Once upon a time there was a young boy who wanted a tiny car very, very badly.  That boy was me.  But before I continue…

Recently I wrote a post about dreams and desires, and whether our dreams today are the same as dreams in the Bible. Since we Americans love, love, love our dreams, that topic always provokes a response. And, sooner or later, the quoting of Psalm 37:4. For the record, I consider Psalm 37:4 to be one of the – if not the – most dangerous verse in the Bible.

Now back to our story.

I grew up in a small town on the eastern edge of Iowa. In case you’ve never noticed, the eastern edge of Iowa looks sort of like a face, and my hometown was on Iowa’s nose.

But my mother was from Omaha, all the way across the other side of Iowa on Nebraska’s eastern edge. So at least twice a year we’d pack up the car and toddle all the way from Iowa’s nose to Iowa’s, well, butt, I guess. We’d hit Iowa’s butt, then flop across the Missouri River to Omaha. The big city.

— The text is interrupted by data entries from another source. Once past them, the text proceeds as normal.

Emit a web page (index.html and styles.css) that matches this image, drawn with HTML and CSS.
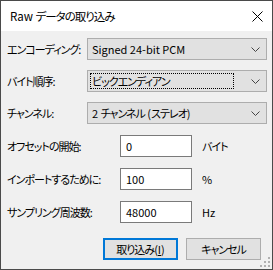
FILE: index.html
```html
<!DOCTYPE html>
<html lang="ja">
<head>
<meta charset="utf-8">
<link rel="stylesheet" href="styles.css">
</head>
<body>
<div class="window">
  <div class="titlebar">
    <span class="title">Raw <span class="ja">データの取り込み</span></span>
    <svg class="close" width="11" height="11" viewBox="0 0 11 11"><path d="M0.5 0.5 L10.5 10.5 M10.5 0.5 L0.5 10.5" stroke="#000" stroke-width="1" fill="none"/></svg>
  </div>
  <div class="body">
    <div class="combos">
      <span class="label ja">エンコーディング:</span>
      <div class="combo"><span class="val">Signed 24-bit PCM</span><svg class="chev" width="9" height="5" viewBox="0 0 9 5"><path d="M0.5 0.5 L4.5 4.5 L8.5 0.5" stroke="#444" fill="none"/></svg></div>
      <span class="label ja">バイト順序:</span>
      <div class="combo"><span class="val focus ja">ビックエンディアン</span><svg class="chev" width="9" height="5" viewBox="0 0 9 5"><path d="M0.5 0.5 L4.5 4.5 L8.5 0.5" stroke="#444" fill="none"/></svg></div>
      <span class="label ja">チャンネル:</span>
      <div class="combo"><span class="val">2 <span class="ja">チャンネル</span> (<span class="ja">ステレオ</span>)</span><svg class="chev" width="9" height="5" viewBox="0 0 9 5"><path d="M0.5 0.5 L4.5 4.5 L8.5 0.5" stroke="#444" fill="none"/></svg></div>
    </div>
    <div class="fields">
      <span class="label ja">オフセットの開始:</span><div class="input">0</div><span class="unit ja">バイト</span>
      <span class="label ja">インポートするために:</span><div class="input">100</div><span class="unit">%</span>
      <span class="label ja">サンプリング周波数:</span><div class="input">48000</div><span class="unit">Hz</span>
    </div>
    <div class="buttons">
      <button class="btn default"><span class="ja">取り込み</span>(<u>I</u>)</button>
      <button class="btn"><span class="ja">キャンセル</span></button>
    </div>
    <svg class="grip" width="10" height="10" viewBox="0 0 10 10">
      <rect x="8" y="0" width="2" height="2" fill="#b0b0b0"/>
      <rect x="4" y="4" width="2" height="2" fill="#b0b0b0"/>
      <rect x="8" y="4" width="2" height="2" fill="#b0b0b0"/>
      <rect x="0" y="8" width="2" height="2" fill="#b0b0b0"/>
      <rect x="4" y="8" width="2" height="2" fill="#b0b0b0"/>
      <rect x="8" y="8" width="2" height="2" fill="#b0b0b0"/>
    </svg>
  </div>
</div>
</body>
</html>
```
FILE: styles.css
```css
html, body {
  margin: 0;
  padding: 0;
  background: #f0f0f0;
}
body {
  font-family: "Noto Sans CJK JP", "Noto Sans", sans-serif;
  font-size: 11px;
  font-feature-settings: "palt";
  color: #000;
}
.ja {
  letter-spacing: -1px;
}
.window {
  width: 273px;
  height: 270px;
  box-sizing: border-box;
  border: 1px solid #4a4a4a;
  display: flex;
  flex-direction: column;
  background: #f0f0f0;
}
.titlebar {
  height: 30px;
  background: #fff;
  display: flex;
  align-items: center;
  justify-content: space-between;
  padding: 0 9px 0 9px;
  flex: none;
}
.title {
  font-size: 11.5px;
  line-height: 14px;
}
.close {
  display: block;
}
.body {
  flex: 1;
  position: relative;
  padding: 7px 5px 0 6px;
}
.combos {
  display: grid;
  grid-template-columns: 80px 180px;
  row-gap: 10px;
  align-items: center;
}
.label {
  line-height: 14px;
  white-space: nowrap;
}
.combo {
  height: 22px;
  box-sizing: border-box;
  border: 1px solid #adadad;
  background: #e1e1e1;
  display: flex;
  align-items: center;
  padding: 2px 0 2px 2px;
}
.val {
  flex: 1;
  align-self: stretch;
  display: flex;
  align-items: center;
  padding-left: 1px;
  margin-right: 17px;
  border: 1px solid transparent;
  white-space: pre;
  line-height: 14px;
}
.val.focus {
  border: 1px dotted #000;
}
.chev {
  display: block;
  margin-right: 6px;
}
.fields {
  margin-top: 11px;
  display: grid;
  grid-template-columns: 103px 72px auto;
  column-gap: 10px;
  row-gap: 11px;
  align-items: center;
}
.input {
  height: 22px;
  box-sizing: border-box;
  border: 1px solid #7a7a7a;
  background: #fff;
  display: flex;
  align-items: center;
  padding-left: 5px;
  line-height: 14px;
}
.unit {
  line-height: 14px;
}
.buttons {
  margin-top: 15px;
  margin-right: 6px;
  display: flex;
  justify-content: flex-end;
  gap: 8px;
}
.btn {
  width: 75px;
  height: 22px;
  box-sizing: border-box;
  border: 1px solid #adadad;
  background: #e1e1e1;
  font: inherit;
  font-feature-settings: "palt";
  color: #000;
  padding: 0;
  line-height: 14px;
}
.btn.default {
  border: 2px solid #0078d7;
}
.grip {
  position: absolute;
  right: 2px;
  bottom: 2px;
  display: block;
}
```
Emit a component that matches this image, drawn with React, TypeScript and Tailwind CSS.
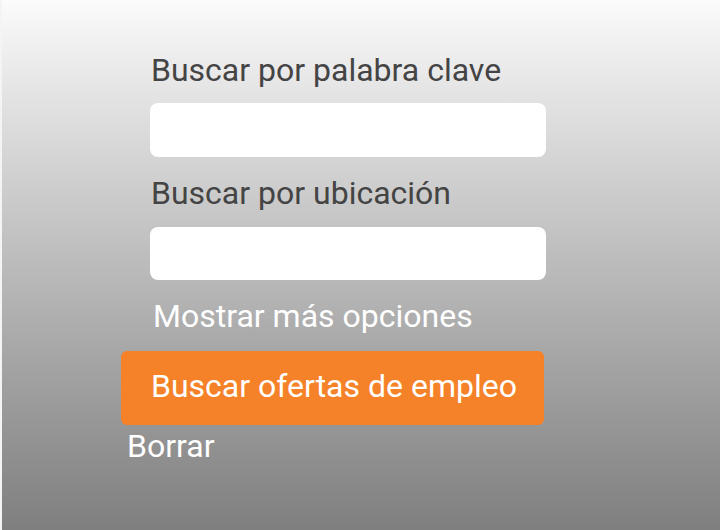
export default function App() {
    return (
        <div
            className="w-[720px] h-[530px] border-l-2 border-[#f4f4f4] bg-gradient-to-b from-[#fbfbfb] to-[#7f7f7f] text-[32px]"
            style={{ fontFamily: "Roboto, 'Liberation Sans', sans-serif" }}
        >
            <form className="flex flex-col pt-[50px] pl-[118px] w-[544px]">
                <label className="ml-[31px] text-[#444] leading-[40px] whitespace-nowrap">
                    Buscar por palabra clave
                </label>
                <input className="ml-[30px] mt-[13px] h-[54px] w-[396px] rounded-lg bg-white outline-none" type="text" />
                <label className="ml-[31px] mt-[16px] text-[#444] leading-[40px] whitespace-nowrap">
                    Buscar por ubicación
                </label>
                <input className="ml-[30px] mt-[14px] h-[53px] w-[396px] rounded-lg bg-white outline-none" type="text" />
                <a className="ml-[33px] mt-[16px] text-white leading-[40px] whitespace-nowrap">Mostrar más opciones</a>
                <button
                    type="button"
                    className="mt-[15px] ml-px h-[74px] w-[423px] rounded-md bg-[#f58228] text-white text-left pl-[30px] pb-[4px] whitespace-nowrap"
                >
                    Buscar ofertas de empleo
                </button>
                <a className="ml-[7px] mt-px text-white leading-[40px] whitespace-nowrap">Borrar</a>
            </form>
        </div>
    );
}
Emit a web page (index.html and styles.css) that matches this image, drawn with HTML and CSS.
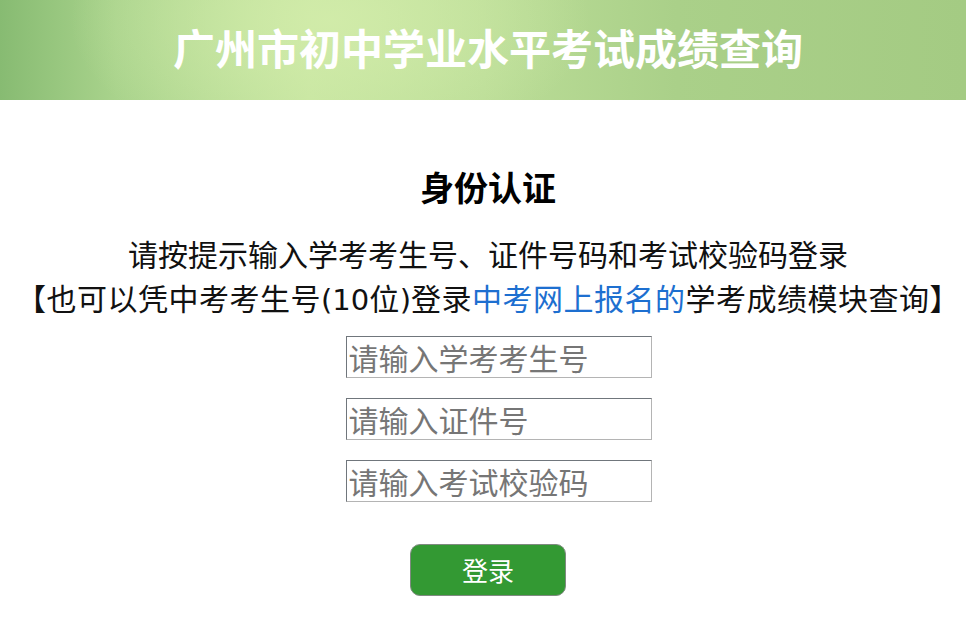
FILE: index.html
```html
<!DOCTYPE html>
<html lang="zh-CN">
<head>
<meta charset="utf-8">
<title>广州市初中学业水平考试成绩查询</title>
<link rel="stylesheet" href="styles.css">
</head>
<body>
<header class="banner">
  <h1 class="banner-title">广州市初中学业水平考试成绩查询</h1>
</header>
<main class="auth">
  <h2 class="auth-title">身份认证</h2>
  <div class="auth-tip">
    <p class="tip-line">请按提示输入学考考生号、证件号码和考试校验码登录</p>
    <p class="tip-line tip-line-wide">【也可以凭中考考生号<span class="num">(10</span>位<span class="num">)</span>登录<a class="tip-link" href="#">中考网上报名的</a>学考成绩模块查询】</p>
  </div>
  <form class="auth-form">
    <input class="field" type="text" placeholder="请输入学考考生号">
    <input class="field" type="text" placeholder="请输入证件号">
    <input class="field" type="text" placeholder="请输入考试校验码">
    <button class="login-btn" type="button">登录</button>
  </form>
</main>
</body>
</html>
```
FILE: styles.css
```css
html, body {
  margin: 0;
  padding: 0;
  background: #fff;
  font-family: "Liberation Sans", "Noto Sans CJK SC", sans-serif;
  color: #000;
}

.banner {
  height: 100px;
  display: flex;
  align-items: center;
  justify-content: center;
  padding-left: 10px;
  background:
    radial-gradient(ellipse 260px 140px at 330px 20px, rgba(210, 236, 170, 0.9), rgba(210, 236, 170, 0) 100%),
    linear-gradient(90deg, #87bb72 0%, #a9d38c 12%, #c6e5a0 32%, #bbdd97 50%, #aad089 70%, #a4cb83 100%);
}

.banner-title {
  margin: 0;
  font-family: "Noto Sans CJK SC", sans-serif;
  font-size: 42px;
  font-weight: 700;
  color: #fff;
  line-height: 1;
  transform: translateY(-3px);
}

.auth {
  display: flex;
  flex-direction: column;
  align-items: center;
  padding: 66px 0 0 10px;
}

.auth-title {
  margin: 0;
  font-family: "Noto Sans CJK SC", sans-serif;
  font-size: 34px;
  font-weight: 700;
  line-height: 42px;
}

.auth-tip {
  margin-top: 26px;
  display: flex;
  flex-direction: column;
  align-items: center;
  color: #111;
}

.tip-line {
  margin: 0;
  font-family: "Liberation Sans", "Noto Sans CJK SC", sans-serif;
  font-size: 30px;
  line-height: 44px;
  white-space: nowrap;
}

.tip-line-wide {
  letter-spacing: 0.5px;
}

.num {
  font-family: "DejaVu Sans", sans-serif;
  font-size: 29px;
  letter-spacing: 0;
}

.tip-link {
  color: #1d6fd0;
  text-decoration: none;
}

.auth-form {
  margin-top: 14px;
  display: flex;
  flex-direction: column;
  align-items: center;
  gap: 20px;
}

.field {
  box-sizing: border-box;
  width: 306px;
  height: 42px;
  margin-left: 21px;
  padding: 0 2px;
  border: 1px solid #b4b4b4;
  border-top-color: #70767c;
  border-left-color: #70767c;
  font-family: "Noto Sans CJK SC", sans-serif;
  font-size: 30px;
  color: #333;
  outline: none;
}

.field::placeholder {
  color: #767676;
}

.login-btn {
  box-sizing: border-box;
  margin-top: 22px;
  width: 156px;
  height: 52px;
  border: 1px solid #7f8a80;
  border-radius: 10px;
  background: #339933;
  color: #fff;
  font-family: "Noto Sans CJK SC", sans-serif;
  font-size: 26px;
  line-height: 1;
  padding: 0;
}
```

When I was young, the most exciting part of arriving in Omaha was driving by the Mutual of Omaha building, famous for the hit TV show Mutual of Omaha’s Wild Kingdom. Each week animal expert Marlin Perkins took America all over the world to see dangerous and exciting animals. As far as I was concerned, Marlin Perkins was the Walt Disney of non-robotic animals. Driving by the Mutual of Omaha building as a kid, I remember thinking, “Marlin Perkins is in there somewhere. And his animals.” It never occurred to me that the show wasn’t filmed in Omaha.  But I digress.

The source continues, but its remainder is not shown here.